Tahun 62 H, suami dan anaknya syahid di perang Sajistan. Ketika kabar duka datang, Muadzah sabar berserah diri kepada Allah. Banyak yang datang menyampaikan belasungkawa.
Muadzah berkata kepada mereka, "Selamat datang kepada kalian, jika kalian datang untuk menyampaikan ucapan selamat. Namun jika kalian datang bukan untuk tujuan tersebut, pulanglah!"
Para pelayat kagum dengan kesabaran Muadzah. Peristiwa ini semakin menambah tinggi kedudukan dan posisinya di mata mereka.
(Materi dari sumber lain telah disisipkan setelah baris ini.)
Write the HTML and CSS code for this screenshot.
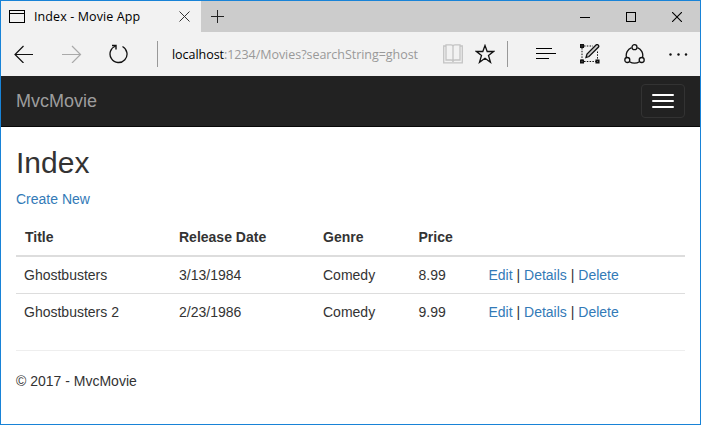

Ummu Al-Aswad binti Zaid Al-Adawiyyah yang pernah disusui oleh Muadzah berkata, "Muadzah berkata kepadaku saat Abu Ash-Shahba dan anaknya terbunuh, 'Demi Allah wahai putriku, tidaklah kecintaanku untuk tetap tinggal di dunia untuk kesenangan hidup dan ketenangan jiwa. Tapi sungguh, aku tidak suka tetap tinggal kecuali untuk mendekatkan diri kepada Allah dengan berbagai cara. Semoga Allah mengumpulkan antara diriku dengan Abu Ash-Shahba beserta anakku di surga."
Sepeninggal suaminya, Muadzah masih hidup lebih 20 tahun. Setiap hari dilewatinya dengan ibadah, dan mempersiapkan diri bertemu dengan Allah. Dia berharap dapat berkumpul kembali dengan suami dan anaknya dalam naungan kasih sayang-Nya.
Dikisahkan saat menjelang ajal, Muadzah menangis kemudian tertawa. Lalu ia ditanya, "Apa alasan untuk menangis, dan apa alasan untuk tertawa?"
Dia menjawab, "Adapun tangisanku yang kalian lihat, karena aku mengingat perpisahan dengan aktivitas puasa, shalat dan dzikir. Itulah tangisan tadi. Adapun senyuman dan tawa, karena aku melihat Abu Ash-Shahba telah menyambutku di beranda rumah dengan dua kalung berwarna hijau. Dan ia bersama dalam rombongan. Sungguh aku tidak melihat mereka mempunyai kalung yang menyamainya, maka aku tertawa."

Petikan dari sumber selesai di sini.